Reid's comments were stupid, for sure. And I agree that a State of the Union Address is not the place for the President to criticize the Supreme Court.

But Reid and Obama are right on two fronts:

1. As much as the Republicans cry about judicial activism, the campaign finance ruling was also judicial activism. Is this OK as long as it is activism for conservative causes? And it wasn't like there was no precedent to support the other side; the ruling overturned several legal precedents going back decades.

2. The ruling does hurt elections in this country. As you yourself have said (and I agree with you), we need more independent elected leaders who aren't products of the establishment. But if corporations and labor unions are allowed to spend whatever they want on political advertising, it's going to make it even harder for independent, grass roots candidates to compete. Even if they have an outstanding message, if they don't get in cahoots with corporations, labor unions or other interests groups, they won't be able to afford to make their message heard.

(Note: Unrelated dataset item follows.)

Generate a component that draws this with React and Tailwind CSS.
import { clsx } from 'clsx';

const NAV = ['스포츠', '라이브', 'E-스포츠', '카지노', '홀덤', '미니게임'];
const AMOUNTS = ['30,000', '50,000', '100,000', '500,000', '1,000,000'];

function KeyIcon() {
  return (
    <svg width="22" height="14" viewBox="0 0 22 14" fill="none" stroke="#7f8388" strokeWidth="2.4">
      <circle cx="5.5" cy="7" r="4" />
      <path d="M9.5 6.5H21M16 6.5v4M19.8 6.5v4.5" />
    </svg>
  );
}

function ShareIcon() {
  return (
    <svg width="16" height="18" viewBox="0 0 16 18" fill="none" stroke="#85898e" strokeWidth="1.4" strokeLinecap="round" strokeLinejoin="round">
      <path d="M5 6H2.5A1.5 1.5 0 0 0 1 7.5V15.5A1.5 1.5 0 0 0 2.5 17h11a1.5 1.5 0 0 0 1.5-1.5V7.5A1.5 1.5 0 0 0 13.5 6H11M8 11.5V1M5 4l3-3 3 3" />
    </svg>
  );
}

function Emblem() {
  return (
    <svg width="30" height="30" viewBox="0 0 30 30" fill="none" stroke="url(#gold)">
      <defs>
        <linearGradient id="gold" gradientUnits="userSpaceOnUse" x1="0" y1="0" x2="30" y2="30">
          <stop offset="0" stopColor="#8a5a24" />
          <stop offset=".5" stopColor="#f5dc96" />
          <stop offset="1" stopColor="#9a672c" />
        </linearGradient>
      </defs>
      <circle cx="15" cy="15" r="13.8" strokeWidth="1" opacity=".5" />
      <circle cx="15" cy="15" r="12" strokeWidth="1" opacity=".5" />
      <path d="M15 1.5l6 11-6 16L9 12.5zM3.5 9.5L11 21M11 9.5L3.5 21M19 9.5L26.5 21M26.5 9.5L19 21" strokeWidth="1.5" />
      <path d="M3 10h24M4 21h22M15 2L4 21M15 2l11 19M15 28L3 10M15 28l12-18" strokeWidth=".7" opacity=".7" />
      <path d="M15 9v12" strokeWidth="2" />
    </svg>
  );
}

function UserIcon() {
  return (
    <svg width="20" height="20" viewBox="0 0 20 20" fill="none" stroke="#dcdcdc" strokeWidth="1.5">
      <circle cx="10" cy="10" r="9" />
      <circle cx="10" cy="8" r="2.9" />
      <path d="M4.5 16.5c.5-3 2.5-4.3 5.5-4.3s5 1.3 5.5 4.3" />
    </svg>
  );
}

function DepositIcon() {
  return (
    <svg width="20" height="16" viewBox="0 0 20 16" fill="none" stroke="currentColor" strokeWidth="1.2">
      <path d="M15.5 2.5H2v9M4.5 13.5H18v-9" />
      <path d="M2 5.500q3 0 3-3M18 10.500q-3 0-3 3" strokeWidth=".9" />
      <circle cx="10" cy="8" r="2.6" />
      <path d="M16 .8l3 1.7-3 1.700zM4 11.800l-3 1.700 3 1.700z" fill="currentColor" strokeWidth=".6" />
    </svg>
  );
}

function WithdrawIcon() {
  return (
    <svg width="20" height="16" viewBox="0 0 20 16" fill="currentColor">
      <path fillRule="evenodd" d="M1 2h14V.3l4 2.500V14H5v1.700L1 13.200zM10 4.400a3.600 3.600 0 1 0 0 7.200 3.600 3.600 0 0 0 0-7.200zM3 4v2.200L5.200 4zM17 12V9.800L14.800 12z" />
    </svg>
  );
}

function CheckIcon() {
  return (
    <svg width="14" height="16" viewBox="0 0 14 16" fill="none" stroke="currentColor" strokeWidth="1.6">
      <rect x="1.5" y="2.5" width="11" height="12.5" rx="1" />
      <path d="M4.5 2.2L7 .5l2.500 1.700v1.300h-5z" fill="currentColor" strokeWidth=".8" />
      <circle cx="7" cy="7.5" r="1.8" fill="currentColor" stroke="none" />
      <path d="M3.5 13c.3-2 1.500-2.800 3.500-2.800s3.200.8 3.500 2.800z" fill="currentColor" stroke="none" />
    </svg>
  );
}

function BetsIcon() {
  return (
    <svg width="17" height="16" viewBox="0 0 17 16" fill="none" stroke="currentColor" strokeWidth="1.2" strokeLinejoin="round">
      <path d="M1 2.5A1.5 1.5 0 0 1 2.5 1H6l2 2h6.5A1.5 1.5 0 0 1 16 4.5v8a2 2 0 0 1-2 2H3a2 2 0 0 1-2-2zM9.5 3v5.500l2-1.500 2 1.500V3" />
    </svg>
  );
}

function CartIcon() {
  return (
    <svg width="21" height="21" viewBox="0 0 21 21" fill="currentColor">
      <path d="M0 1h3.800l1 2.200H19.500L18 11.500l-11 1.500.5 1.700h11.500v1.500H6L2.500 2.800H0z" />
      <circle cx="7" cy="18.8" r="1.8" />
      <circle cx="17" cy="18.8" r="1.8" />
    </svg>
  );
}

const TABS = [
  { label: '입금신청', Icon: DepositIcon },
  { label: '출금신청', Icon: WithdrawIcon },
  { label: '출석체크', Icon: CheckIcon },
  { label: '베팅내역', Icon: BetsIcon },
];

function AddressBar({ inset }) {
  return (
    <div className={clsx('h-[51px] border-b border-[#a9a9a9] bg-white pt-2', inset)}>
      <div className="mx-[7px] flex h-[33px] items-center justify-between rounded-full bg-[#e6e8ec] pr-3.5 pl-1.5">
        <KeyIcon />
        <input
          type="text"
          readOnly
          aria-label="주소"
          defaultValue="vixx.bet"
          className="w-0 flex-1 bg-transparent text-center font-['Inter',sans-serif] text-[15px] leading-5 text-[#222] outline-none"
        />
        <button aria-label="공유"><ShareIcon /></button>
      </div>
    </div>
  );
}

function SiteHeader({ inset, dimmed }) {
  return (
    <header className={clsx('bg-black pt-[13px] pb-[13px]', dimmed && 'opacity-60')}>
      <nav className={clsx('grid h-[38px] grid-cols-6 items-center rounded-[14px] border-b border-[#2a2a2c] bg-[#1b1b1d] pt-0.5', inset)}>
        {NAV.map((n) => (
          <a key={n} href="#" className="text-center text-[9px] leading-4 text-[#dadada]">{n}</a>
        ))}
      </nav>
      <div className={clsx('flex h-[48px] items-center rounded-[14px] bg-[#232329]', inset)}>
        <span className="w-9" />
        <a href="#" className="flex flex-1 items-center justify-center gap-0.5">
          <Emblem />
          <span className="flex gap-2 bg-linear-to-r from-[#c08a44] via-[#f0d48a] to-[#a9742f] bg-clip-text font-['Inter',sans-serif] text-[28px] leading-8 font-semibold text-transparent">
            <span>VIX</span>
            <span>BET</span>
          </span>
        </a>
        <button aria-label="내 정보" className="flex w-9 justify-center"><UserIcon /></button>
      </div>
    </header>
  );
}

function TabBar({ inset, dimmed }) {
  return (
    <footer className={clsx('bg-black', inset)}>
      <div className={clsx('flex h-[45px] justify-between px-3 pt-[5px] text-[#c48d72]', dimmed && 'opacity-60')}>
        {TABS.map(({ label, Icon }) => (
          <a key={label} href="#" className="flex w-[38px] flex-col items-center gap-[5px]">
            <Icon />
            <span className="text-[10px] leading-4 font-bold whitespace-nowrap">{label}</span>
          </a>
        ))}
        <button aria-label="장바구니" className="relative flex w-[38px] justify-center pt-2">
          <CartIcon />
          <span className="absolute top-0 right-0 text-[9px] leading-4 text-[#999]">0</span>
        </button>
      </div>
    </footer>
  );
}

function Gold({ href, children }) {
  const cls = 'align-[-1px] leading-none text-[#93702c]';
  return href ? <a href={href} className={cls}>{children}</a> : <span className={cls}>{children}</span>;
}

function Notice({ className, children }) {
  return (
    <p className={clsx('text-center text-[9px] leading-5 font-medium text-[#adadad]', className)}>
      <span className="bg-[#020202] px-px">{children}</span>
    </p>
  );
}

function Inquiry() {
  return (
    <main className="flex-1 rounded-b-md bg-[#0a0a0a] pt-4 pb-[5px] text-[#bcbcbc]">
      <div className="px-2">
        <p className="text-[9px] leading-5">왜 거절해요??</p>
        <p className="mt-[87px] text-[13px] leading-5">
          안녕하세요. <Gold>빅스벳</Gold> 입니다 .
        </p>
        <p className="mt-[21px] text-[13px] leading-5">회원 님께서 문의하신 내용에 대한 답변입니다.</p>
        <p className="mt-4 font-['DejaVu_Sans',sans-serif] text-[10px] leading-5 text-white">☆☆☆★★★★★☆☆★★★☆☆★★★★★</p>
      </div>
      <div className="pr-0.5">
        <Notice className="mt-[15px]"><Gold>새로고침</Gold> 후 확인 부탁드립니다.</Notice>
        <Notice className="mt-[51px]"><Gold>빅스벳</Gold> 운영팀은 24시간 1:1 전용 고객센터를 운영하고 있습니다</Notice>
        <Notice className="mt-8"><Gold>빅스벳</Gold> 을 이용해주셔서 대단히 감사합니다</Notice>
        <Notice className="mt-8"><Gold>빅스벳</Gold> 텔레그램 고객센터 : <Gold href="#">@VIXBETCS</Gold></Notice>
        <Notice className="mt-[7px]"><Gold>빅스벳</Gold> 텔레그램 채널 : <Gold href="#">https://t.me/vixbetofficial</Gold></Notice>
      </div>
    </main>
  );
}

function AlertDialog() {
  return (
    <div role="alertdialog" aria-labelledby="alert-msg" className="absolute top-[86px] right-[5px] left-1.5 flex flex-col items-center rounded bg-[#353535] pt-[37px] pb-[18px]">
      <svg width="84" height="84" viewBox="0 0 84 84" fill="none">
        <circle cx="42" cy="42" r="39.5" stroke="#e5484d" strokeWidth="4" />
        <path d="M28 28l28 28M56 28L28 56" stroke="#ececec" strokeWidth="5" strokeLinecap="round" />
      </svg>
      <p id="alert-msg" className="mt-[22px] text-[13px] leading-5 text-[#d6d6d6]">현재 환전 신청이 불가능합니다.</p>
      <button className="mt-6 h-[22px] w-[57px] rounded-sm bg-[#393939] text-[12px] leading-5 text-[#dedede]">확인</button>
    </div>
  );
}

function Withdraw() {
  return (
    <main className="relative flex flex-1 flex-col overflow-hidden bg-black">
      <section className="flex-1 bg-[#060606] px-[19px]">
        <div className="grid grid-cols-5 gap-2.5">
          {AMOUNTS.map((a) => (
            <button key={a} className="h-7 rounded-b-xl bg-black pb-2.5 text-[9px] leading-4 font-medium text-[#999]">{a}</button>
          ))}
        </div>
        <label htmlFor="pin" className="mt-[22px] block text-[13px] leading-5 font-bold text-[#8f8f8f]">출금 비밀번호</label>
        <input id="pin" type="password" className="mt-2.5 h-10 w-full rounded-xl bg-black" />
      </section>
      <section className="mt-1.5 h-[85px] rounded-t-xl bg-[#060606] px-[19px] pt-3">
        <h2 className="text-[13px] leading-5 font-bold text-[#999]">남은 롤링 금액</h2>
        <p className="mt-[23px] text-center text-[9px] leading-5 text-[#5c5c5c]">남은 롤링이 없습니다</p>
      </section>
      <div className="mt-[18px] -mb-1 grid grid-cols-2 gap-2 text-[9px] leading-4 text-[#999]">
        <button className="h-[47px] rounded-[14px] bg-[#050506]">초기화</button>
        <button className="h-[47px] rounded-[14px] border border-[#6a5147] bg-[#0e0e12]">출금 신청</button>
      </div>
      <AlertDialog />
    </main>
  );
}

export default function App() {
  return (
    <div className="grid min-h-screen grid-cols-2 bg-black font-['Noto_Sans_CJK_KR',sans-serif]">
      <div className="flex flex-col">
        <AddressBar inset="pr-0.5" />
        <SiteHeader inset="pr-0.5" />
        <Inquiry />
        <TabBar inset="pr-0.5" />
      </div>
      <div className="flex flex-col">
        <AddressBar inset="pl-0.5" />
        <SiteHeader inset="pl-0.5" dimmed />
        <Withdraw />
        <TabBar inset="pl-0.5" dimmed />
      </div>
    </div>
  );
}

The fact that a contested Senate election in a rural state like South Dakota can cost over $30 million (as the '04 Daschle-Thune race did) shows how much money talks in politics.

Anonymous said...

Actually, Ronald Reagan criticized Supreme Court decisions in his State of the Union addresses, as have other prior presidents. better check your facts.

Jackie Chiles said...

Please read Clarence Thomas' explanation of why corporate limits were passed in the first place.